The Book Review

Mark Harris on His Biography of Mike Nichols

Episode Summary

Harris discusses the great director’s life and work, and Adam Higginbotham talks about “Midnight in Chernobyl.”

Episode Notes

For the next few months, we’re sharing some of our favorite conversations from the podcast’s archives. This week’s segments first appeared in 2021 and 2019, respectively.

In his first two books, “Pictures at a Revolution” and “Five Came Back,” the entertainment journalist Mark Harris offered an ensemble look at Hollywood history, focusing first on five seminal movies and then on five wartime directors. But for his third book, in 2021, Harris trained his spotlight on a single individual: “Mike Nichols: A Life” is a biography of the renowned writer, director and performer whose many credits included “The Graduate” and “Who’s Afraid of Virginia Woolf?”

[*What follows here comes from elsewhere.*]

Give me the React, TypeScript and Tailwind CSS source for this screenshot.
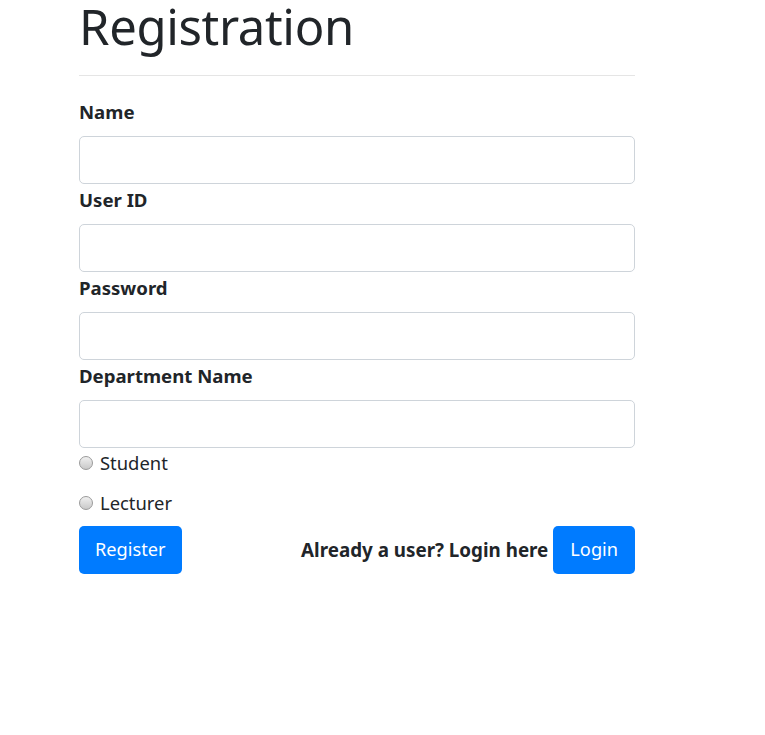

“He was remarkably open,” Harris said of Nichols on the podcast last year. “There are few bigger success stories for a director to look back on than ‘The Graduate,’ and I was asking Mike about it 40 years and probably 40,000 questions after it happened. But I was so impressed by his willingness to come at it from new angles, to re-examine things that he hadn’t thought about for a while, to tell stories that were frankly not flattering to him. I’ve never heard harsher stories about Mike’s behavior over the years than I heard from Mike himself. He was an extraordinary interview subject.”

Also this week, we revisit Adam Higginbotham’s 2019 appearance, in which he discussed his book “Midnight in Chernobyl,” about the nuclear disaster in that city. Higginbotham visited the site enough times “to lose count,” he told the host Pamela Paul. “And I never really stopped being afraid of it.”